▸ **Challenge**: Extract the whole listing as it stands. Do not include the pictures.

▸ **Given data**:

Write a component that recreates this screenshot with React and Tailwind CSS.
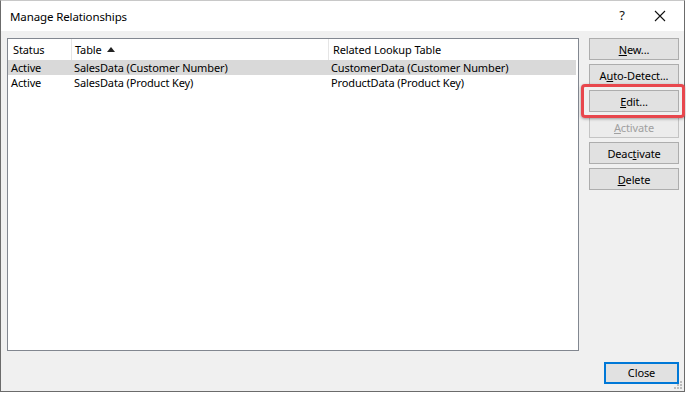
import React from "react";

const font = { fontFamily: '"Noto Sans", "Segoe UI", sans-serif', letterSpacing: "-0.12px" };

function Btn({ children, disabled, className = "" }) {
  return (
    <div
      className={
        "h-[22px] w-[90px] flex items-center justify-center text-[11px] leading-none border " +
        (disabled
          ? "bg-[#ececec] border-[#c4c4c4] text-[#a0a0a0] "
          : "bg-[#e1e1e1] border-[#adadad] text-[#000] ") +
        className
      }
    >
      {children}
    </div>
  );
}

export default function App() {
  return (
    <div className="w-[686px] h-[393px] bg-white" style={font}>
      <div className="w-[685px] h-[392px] border border-[#6b6b6b] border-t-[#c8c8c8] flex flex-col bg-[#f0f0f0]">
        {/* title bar */}
        <div className="h-[30px] bg-white flex items-center shrink-0">
          <div className="pl-[9px] pt-[2px] text-[11.5px] text-[#000] flex-1">Manage Relationships</div>
          <div className="w-[20px] text-center text-[13px] text-[#111] mr-[22px]">?</div>
          <svg width="12" height="12" viewBox="0 0 12 12" className="mr-[18px]">
            <path d="M1 1 L11 11 M11 1 L1 11" stroke="#111" strokeWidth="1.1" />
          </svg>
        </div>
        {/* body */}
        <div className="flex-1 flex flex-col pl-[6px] pr-[5px] pt-[7px] relative">
          <div className="flex items-start">
            <div className="w-[572px] h-[313px] bg-white border border-[#828790] text-[11px] leading-[15px] text-black">
              <div className="h-[21px] flex items-center">
                <div className="w-[64px] h-full flex items-center pl-[5px] border-r border-[#e5e5e5]">Status</div>
                <div className="w-[257px] h-full flex items-center pl-[3px] border-r border-[#e5e5e5]">
                  Table
                  <svg width="8" height="5" viewBox="0 0 8 5" className="ml-[5px] mb-[1px]">
                    <path d="M0 5 L4 0 L8 5 Z" fill="#222" />
                  </svg>
                </div>
                <div className="flex-1 h-full flex items-center pl-[4px]">Related Lookup Table</div>
              </div>
              <div className="h-[15px] flex items-center bg-[#d9d9d9] mr-[2px]">
                <div className="w-[66px] pl-[3px]">Active</div>
                <div className="w-[257px]">SalesData (Customer Number)</div>
                <div className="flex-1">CustomerData (Customer Number)</div>
              </div>
              <div className="h-[15px] flex items-center">
                <div className="w-[66px] pl-[3px]">Active</div>
                <div className="w-[257px]">SalesData (Product Key)</div>
                <div className="flex-1">ProductData (Product Key)</div>
              </div>
            </div>
            <div className="ml-[10px] flex flex-col gap-[4px]">
              <Btn><span><u>N</u>ew...</span></Btn>
              <Btn><span>A<u>u</u>to-Detect...</span></Btn>
              <div className="relative">
                <Btn><span><u>E</u>dit...</span></Btn>
                <div className="absolute left-[-8px] top-[-6px] w-[104px] h-[34px] border-[3px] border-[#e8474d] rounded-[4px] shadow-[0_1px_3px_rgba(0,0,0,0.35)]"></div>
              </div>
              <Btn disabled><span><u>A</u>ctivate</span></Btn>
              <Btn><span>Deac<u>t</u>ivate</span></Btn>
              <Btn><span><u>D</u>elete</span></Btn>
            </div>
          </div>
          <div className="flex justify-end mt-[11px]">
            <div className="w-[75px] h-[22px] flex items-center justify-center text-[11px] bg-[#e1e1e1] border-2 border-[#0078d7]">Close</div>
          </div>
          <svg width="10" height="10" viewBox="0 0 10 10" className="absolute right-[1px] bottom-[1px]">
            <rect x="7" y="1" width="2" height="2" fill="#bcbcbc" />
            <rect x="4" y="4" width="2" height="2" fill="#bcbcbc" />
            <rect x="7" y="4" width="2" height="2" fill="#bcbcbc" />
            <rect x="1" y="7" width="2" height="2" fill="#bcbcbc" />
            <rect x="4" y="7" width="2" height="2" fill="#bcbcbc" />
            <rect x="7" y="7" width="2" height="2" fill="#bcbcbc" />
          </svg>
        </div>
      </div>
    </div>
  );
}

▸ **Solution**:
Write a component that recreates this screenshot with React and Tailwind CSS.
import React from "react";

const font = { fontFamily: '"Noto Sans", "Segoe UI", sans-serif', letterSpacing: "-0.12px" };

function Btn({ children, disabled, className = "" }) {
  return (
    <div
      className={
        "h-[22px] w-[90px] flex items-center justify-center text-[11px] leading-none border " +
        (disabled
          ? "bg-[#ececec] border-[#c4c4c4] text-[#a0a0a0] "
          : "bg-[#e1e1e1] border-[#adadad] text-[#000] ") +
        className
      }
    >
      {children}
    </div>
  );
}

export default function App() {
  return (
    <div className="w-[686px] h-[393px] bg-white" style={font}>
      <div className="w-[685px] h-[392px] border border-[#6b6b6b] border-t-[#c8c8c8] flex flex-col bg-[#f0f0f0]">
        {/* title bar */}
        <div className="h-[30px] bg-white flex items-center shrink-0">
          <div className="pl-[9px] pt-[2px] text-[11.5px] text-[#000] flex-1">Manage Relationships</div>
          <div className="w-[20px] text-center text-[13px] text-[#111] mr-[22px]">?</div>
          <svg width="12" height="12" viewBox="0 0 12 12" className="mr-[18px]">
            <path d="M1 1 L11 11 M11 1 L1 11" stroke="#111" strokeWidth="1.1" />
          </svg>
        </div>
        {/* body */}
        <div className="flex-1 flex flex-col pl-[6px] pr-[5px] pt-[7px] relative">
          <div className="flex items-start">
            <div className="w-[572px] h-[313px] bg-white border border-[#828790] text-[11px] leading-[15px] text-black">
              <div className="h-[21px] flex items-center">
                <div className="w-[64px] h-full flex items-center pl-[5px] border-r border-[#e5e5e5]">Status</div>
                <div className="w-[257px] h-full flex items-center pl-[3px] border-r border-[#e5e5e5]">
                  Table
                  <svg width="8" height="5" viewBox="0 0 8 5" className="ml-[5px] mb-[1px]">
                    <path d="M0 5 L4 0 L8 5 Z" fill="#222" />
                  </svg>
                </div>
                <div className="flex-1 h-full flex items-center pl-[4px]">Related Lookup Table</div>
              </div>
              <div className="h-[15px] flex items-center bg-[#d9d9d9] mr-[2px]">
                <div className="w-[66px] pl-[3px]">Active</div>
                <div className="w-[257px]">SalesData (Customer Number)</div>
                <div className="flex-1">CustomerData (Customer Number)</div>
              </div>
              <div className="h-[15px] flex items-center">
                <div className="w-[66px] pl-[3px]">Active</div>
                <div className="w-[257px]">SalesData (Product Key)</div>
                <div className="flex-1">ProductData (Product Key)</div>
              </div>
            </div>
            <div className="ml-[10px] flex flex-col gap-[4px]">
              <Btn><span><u>N</u>ew...</span></Btn>
              <Btn><span>A<u>u</u>to-Detect...</span></Btn>
              <div className="relative">
                <Btn><span><u>E</u>dit...</span></Btn>
                <div className="absolute left-[-8px] top-[-6px] w-[104px] h-[34px] border-[3px] border-[#e8474d] rounded-[4px] shadow-[0_1px_3px_rgba(0,0,0,0.35)]"></div>
              </div>
              <Btn disabled><span><u>A</u>ctivate</span></Btn>
              <Btn><span>Deac<u>t</u>ivate</span></Btn>
              <Btn><span><u>D</u>elete</span></Btn>
            </div>
          </div>
          <div className="flex justify-end mt-[11px]">
            <div className="w-[75px] h-[22px] flex items-center justify-center text-[11px] bg-[#e1e1e1] border-2 border-[#0078d7]">Close</div>
          </div>
          <svg width="10" height="10" viewBox="0 0 10 10" className="absolute right-[1px] bottom-[1px]">
            <rect x="7" y="1" width="2" height="2" fill="#bcbcbc" />
            <rect x="4" y="4" width="2" height="2" fill="#bcbcbc" />
            <rect x="7" y="4" width="2" height="2" fill="#bcbcbc" />
            <rect x="1" y="7" width="2" height="2" fill="#bcbcbc" />
            <rect x="4" y="7" width="2" height="2" fill="#bcbcbc" />
            <rect x="7" y="7" width="2" height="2" fill="#bcbcbc" />
          </svg>
        </div>
      </div>
    </div>
  );
}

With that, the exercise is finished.